Exercise goal: Gather every line that includes the word "this", please.

Record set:
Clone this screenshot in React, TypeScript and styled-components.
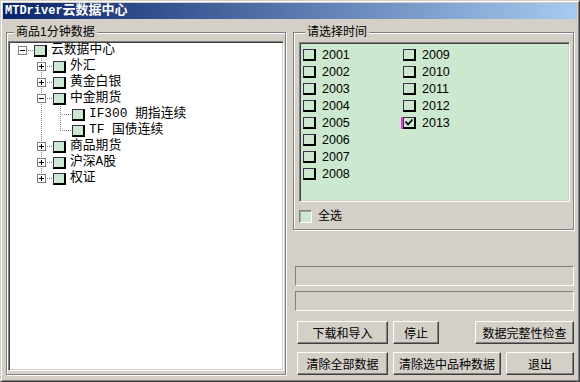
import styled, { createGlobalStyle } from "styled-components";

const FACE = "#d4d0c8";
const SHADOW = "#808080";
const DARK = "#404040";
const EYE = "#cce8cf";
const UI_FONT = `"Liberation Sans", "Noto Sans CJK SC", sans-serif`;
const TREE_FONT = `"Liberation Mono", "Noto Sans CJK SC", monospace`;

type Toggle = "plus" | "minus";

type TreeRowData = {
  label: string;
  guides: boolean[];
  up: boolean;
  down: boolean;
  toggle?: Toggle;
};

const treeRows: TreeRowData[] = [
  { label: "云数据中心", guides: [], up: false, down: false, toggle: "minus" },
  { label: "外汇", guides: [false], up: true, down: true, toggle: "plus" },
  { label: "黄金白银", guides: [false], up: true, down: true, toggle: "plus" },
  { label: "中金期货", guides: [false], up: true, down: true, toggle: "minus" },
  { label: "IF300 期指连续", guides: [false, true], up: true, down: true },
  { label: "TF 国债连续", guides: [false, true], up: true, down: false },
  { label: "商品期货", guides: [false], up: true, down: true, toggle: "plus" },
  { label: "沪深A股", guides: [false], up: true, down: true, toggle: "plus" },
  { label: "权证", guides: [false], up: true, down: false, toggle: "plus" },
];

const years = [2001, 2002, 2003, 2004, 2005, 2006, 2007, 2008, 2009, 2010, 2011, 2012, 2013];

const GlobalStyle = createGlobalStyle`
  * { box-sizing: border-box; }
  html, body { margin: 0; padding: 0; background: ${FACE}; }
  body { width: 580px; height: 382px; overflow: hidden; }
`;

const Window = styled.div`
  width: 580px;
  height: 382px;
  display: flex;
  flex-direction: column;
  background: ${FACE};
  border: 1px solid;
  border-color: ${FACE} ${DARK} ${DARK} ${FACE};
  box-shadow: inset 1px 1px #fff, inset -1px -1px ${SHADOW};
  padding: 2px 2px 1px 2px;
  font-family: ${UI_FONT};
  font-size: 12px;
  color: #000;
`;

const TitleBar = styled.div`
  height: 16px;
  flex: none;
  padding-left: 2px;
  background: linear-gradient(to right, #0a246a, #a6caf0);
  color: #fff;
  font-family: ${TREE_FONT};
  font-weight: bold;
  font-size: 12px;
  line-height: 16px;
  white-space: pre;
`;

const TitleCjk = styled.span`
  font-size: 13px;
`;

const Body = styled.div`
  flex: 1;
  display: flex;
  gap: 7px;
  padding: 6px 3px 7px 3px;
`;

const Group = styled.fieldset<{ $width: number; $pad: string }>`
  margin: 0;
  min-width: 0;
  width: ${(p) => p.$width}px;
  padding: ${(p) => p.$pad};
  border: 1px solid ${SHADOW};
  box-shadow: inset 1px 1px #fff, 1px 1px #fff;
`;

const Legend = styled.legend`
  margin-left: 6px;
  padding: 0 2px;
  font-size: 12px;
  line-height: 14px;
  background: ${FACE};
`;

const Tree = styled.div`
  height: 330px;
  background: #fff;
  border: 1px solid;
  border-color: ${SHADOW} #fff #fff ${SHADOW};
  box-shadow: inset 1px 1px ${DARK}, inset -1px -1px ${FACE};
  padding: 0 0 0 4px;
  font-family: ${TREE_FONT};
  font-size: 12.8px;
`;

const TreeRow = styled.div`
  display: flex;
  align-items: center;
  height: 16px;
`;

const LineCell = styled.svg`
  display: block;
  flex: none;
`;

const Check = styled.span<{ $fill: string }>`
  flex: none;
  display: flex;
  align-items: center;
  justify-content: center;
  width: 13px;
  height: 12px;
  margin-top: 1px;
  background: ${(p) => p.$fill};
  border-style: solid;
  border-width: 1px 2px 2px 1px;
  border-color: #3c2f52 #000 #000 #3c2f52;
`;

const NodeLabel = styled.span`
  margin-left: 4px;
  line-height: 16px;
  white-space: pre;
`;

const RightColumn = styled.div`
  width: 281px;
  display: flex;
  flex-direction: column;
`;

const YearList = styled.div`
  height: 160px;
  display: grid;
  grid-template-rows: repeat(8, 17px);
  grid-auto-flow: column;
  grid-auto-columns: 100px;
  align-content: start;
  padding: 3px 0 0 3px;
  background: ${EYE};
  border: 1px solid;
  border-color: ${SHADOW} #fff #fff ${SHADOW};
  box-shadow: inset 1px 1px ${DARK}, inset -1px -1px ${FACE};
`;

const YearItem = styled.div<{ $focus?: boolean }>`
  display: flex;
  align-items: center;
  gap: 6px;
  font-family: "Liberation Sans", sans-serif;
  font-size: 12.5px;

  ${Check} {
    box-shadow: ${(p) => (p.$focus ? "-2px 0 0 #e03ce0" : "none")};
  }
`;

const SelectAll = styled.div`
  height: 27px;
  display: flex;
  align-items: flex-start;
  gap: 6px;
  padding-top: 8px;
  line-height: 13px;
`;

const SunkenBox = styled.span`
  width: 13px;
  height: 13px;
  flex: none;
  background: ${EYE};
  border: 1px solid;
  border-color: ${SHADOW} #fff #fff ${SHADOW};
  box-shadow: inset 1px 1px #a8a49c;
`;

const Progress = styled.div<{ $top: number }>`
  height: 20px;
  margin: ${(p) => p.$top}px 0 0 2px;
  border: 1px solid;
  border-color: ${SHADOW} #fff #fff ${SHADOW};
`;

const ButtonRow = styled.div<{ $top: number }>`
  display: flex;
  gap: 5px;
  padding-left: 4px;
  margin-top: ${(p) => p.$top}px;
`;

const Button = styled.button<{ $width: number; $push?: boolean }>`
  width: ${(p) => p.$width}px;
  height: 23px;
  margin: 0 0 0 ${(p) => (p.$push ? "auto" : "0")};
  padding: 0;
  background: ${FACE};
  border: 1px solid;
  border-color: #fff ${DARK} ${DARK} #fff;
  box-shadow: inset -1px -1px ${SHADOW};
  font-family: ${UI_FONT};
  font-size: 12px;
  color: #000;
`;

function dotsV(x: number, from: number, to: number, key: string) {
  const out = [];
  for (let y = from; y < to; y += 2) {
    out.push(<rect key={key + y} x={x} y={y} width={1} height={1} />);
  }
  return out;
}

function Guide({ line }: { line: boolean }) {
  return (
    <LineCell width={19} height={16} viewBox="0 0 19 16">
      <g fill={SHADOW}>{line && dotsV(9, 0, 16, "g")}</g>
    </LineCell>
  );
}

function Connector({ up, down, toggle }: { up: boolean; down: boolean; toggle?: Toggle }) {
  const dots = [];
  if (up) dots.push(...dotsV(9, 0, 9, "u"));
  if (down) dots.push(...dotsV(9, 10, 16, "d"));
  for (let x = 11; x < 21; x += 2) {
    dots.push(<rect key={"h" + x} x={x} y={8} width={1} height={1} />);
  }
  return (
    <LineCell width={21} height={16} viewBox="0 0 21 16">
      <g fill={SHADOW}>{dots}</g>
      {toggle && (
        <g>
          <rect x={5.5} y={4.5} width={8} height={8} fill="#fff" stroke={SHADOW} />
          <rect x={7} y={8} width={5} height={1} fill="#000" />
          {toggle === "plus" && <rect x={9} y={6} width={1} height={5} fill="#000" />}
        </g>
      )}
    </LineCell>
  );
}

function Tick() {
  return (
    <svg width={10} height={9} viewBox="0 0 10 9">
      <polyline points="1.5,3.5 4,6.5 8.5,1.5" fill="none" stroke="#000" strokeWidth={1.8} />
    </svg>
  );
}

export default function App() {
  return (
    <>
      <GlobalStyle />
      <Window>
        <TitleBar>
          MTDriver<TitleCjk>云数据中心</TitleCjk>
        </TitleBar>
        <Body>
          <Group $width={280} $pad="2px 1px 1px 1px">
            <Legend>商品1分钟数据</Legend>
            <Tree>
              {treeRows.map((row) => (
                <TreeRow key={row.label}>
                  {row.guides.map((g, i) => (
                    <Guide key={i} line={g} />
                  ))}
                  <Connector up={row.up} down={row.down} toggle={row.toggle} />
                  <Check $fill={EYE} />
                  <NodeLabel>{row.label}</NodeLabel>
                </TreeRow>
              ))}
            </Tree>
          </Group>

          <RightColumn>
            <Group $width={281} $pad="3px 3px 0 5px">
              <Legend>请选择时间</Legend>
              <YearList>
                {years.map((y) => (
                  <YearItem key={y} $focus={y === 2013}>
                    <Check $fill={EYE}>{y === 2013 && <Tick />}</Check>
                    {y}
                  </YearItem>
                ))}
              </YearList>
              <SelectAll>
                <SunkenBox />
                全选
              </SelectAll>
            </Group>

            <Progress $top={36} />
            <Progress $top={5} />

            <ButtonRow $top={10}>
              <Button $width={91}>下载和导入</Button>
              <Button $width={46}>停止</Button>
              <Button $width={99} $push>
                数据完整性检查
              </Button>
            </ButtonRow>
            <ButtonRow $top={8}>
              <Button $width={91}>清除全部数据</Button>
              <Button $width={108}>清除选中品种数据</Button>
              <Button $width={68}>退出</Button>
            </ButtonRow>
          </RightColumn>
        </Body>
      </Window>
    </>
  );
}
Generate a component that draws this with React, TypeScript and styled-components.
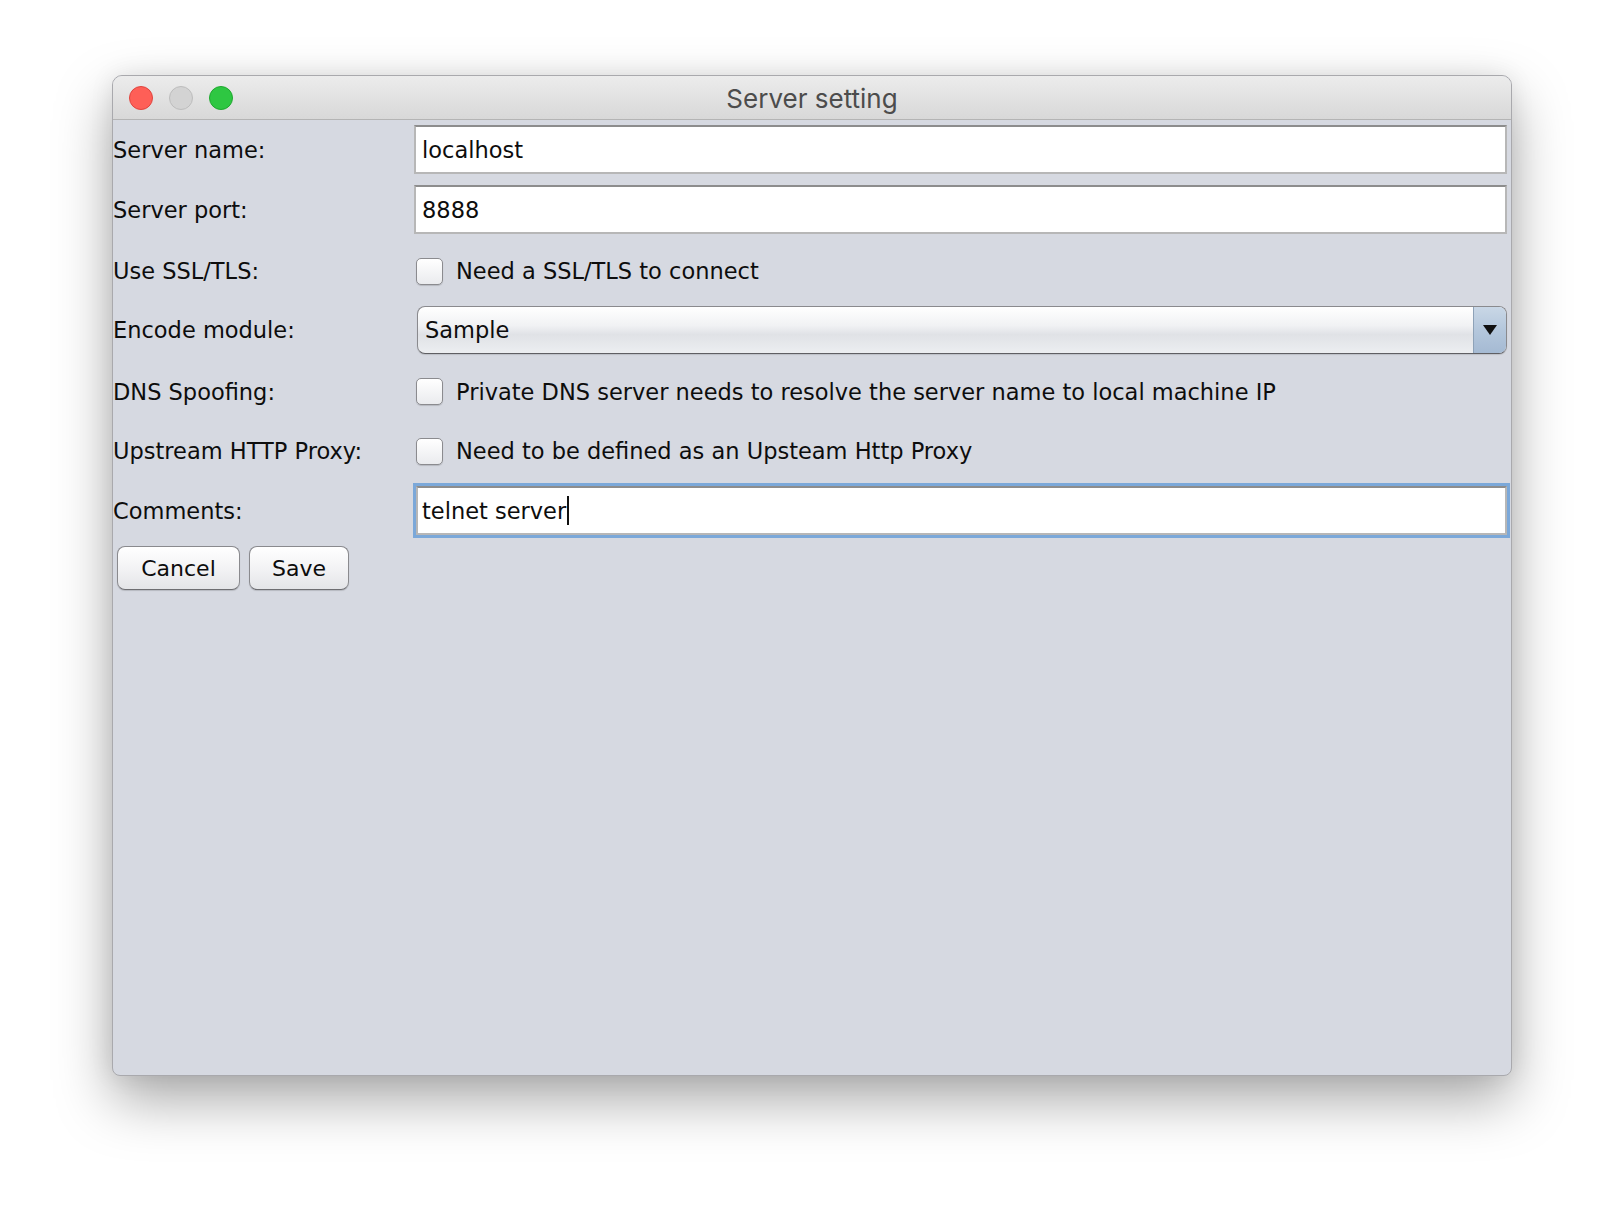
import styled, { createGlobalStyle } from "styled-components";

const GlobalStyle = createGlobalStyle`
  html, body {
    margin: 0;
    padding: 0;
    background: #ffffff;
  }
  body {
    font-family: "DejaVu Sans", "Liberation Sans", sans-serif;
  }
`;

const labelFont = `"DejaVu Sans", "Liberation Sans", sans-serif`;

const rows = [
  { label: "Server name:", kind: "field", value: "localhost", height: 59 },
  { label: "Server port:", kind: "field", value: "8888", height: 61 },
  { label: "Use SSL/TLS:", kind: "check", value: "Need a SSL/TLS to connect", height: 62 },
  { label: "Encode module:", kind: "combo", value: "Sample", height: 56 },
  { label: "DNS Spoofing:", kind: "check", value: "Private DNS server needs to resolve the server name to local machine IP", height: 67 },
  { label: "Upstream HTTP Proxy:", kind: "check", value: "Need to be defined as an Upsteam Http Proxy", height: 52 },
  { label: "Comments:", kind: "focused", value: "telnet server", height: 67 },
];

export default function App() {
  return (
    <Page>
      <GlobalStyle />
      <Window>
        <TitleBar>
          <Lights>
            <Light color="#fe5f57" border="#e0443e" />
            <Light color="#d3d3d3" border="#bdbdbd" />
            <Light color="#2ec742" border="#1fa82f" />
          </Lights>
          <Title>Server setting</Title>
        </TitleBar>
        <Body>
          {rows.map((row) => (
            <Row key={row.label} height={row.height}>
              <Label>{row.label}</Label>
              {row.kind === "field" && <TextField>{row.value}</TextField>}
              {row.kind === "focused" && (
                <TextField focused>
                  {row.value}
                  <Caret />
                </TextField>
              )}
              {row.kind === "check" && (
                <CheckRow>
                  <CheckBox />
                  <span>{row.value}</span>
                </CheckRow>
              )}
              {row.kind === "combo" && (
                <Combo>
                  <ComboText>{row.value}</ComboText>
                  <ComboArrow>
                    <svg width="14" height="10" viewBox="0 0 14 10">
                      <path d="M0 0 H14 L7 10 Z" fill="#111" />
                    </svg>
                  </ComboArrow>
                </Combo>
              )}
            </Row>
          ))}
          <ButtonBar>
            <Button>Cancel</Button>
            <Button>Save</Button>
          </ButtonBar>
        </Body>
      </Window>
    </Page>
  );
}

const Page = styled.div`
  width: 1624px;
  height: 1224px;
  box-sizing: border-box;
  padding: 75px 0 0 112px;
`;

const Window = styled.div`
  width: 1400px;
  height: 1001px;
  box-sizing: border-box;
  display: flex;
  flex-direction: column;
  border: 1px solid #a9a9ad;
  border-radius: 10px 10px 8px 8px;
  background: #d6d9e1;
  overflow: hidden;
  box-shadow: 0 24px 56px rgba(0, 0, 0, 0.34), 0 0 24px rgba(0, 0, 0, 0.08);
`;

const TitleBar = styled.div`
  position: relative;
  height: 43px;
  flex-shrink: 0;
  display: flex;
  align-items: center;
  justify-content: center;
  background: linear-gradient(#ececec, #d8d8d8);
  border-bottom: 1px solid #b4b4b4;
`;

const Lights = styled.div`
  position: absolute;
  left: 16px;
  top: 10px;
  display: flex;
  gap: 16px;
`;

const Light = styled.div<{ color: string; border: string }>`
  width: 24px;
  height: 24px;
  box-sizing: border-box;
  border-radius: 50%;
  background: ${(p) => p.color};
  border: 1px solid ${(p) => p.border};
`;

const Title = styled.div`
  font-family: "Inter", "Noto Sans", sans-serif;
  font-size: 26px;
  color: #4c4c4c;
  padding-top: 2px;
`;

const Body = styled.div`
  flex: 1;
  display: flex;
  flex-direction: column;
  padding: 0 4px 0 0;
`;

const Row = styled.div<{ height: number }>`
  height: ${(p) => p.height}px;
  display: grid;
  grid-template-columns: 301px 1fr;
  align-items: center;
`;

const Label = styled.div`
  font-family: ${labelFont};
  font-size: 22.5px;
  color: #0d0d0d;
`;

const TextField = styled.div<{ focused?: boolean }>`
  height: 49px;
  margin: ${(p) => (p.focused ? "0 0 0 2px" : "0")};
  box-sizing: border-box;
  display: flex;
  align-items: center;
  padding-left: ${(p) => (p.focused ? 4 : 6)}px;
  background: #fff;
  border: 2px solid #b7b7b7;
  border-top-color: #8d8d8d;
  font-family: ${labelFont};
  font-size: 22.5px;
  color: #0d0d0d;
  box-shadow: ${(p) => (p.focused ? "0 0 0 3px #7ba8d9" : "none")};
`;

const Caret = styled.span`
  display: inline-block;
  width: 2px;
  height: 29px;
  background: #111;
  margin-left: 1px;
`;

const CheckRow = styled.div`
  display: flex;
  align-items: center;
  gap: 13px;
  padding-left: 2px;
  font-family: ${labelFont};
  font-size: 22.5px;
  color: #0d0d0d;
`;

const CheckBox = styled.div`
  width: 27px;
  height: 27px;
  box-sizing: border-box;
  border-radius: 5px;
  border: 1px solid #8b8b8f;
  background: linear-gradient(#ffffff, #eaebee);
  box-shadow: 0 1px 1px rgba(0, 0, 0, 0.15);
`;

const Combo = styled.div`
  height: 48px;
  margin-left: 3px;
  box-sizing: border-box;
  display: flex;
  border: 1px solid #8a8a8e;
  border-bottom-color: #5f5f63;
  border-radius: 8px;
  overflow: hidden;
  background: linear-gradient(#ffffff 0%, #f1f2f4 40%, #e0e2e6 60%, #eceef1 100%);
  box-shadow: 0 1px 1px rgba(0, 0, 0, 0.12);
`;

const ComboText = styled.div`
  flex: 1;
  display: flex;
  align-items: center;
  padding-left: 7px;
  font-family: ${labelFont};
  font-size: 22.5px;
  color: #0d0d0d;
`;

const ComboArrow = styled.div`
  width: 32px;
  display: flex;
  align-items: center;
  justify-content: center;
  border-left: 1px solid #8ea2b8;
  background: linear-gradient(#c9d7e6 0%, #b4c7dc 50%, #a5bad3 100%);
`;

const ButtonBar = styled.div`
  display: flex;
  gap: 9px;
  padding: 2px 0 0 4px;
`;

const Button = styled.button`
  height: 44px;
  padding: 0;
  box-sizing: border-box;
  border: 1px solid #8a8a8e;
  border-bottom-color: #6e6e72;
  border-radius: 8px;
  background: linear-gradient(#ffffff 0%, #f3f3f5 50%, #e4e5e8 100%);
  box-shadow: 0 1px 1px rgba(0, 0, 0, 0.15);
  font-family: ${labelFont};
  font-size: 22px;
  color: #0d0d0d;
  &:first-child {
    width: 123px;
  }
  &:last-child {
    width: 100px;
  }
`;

The reply:
Clone this screenshot in React, TypeScript and styled-components.
Generate a component that draws this with React, TypeScript and styled-components.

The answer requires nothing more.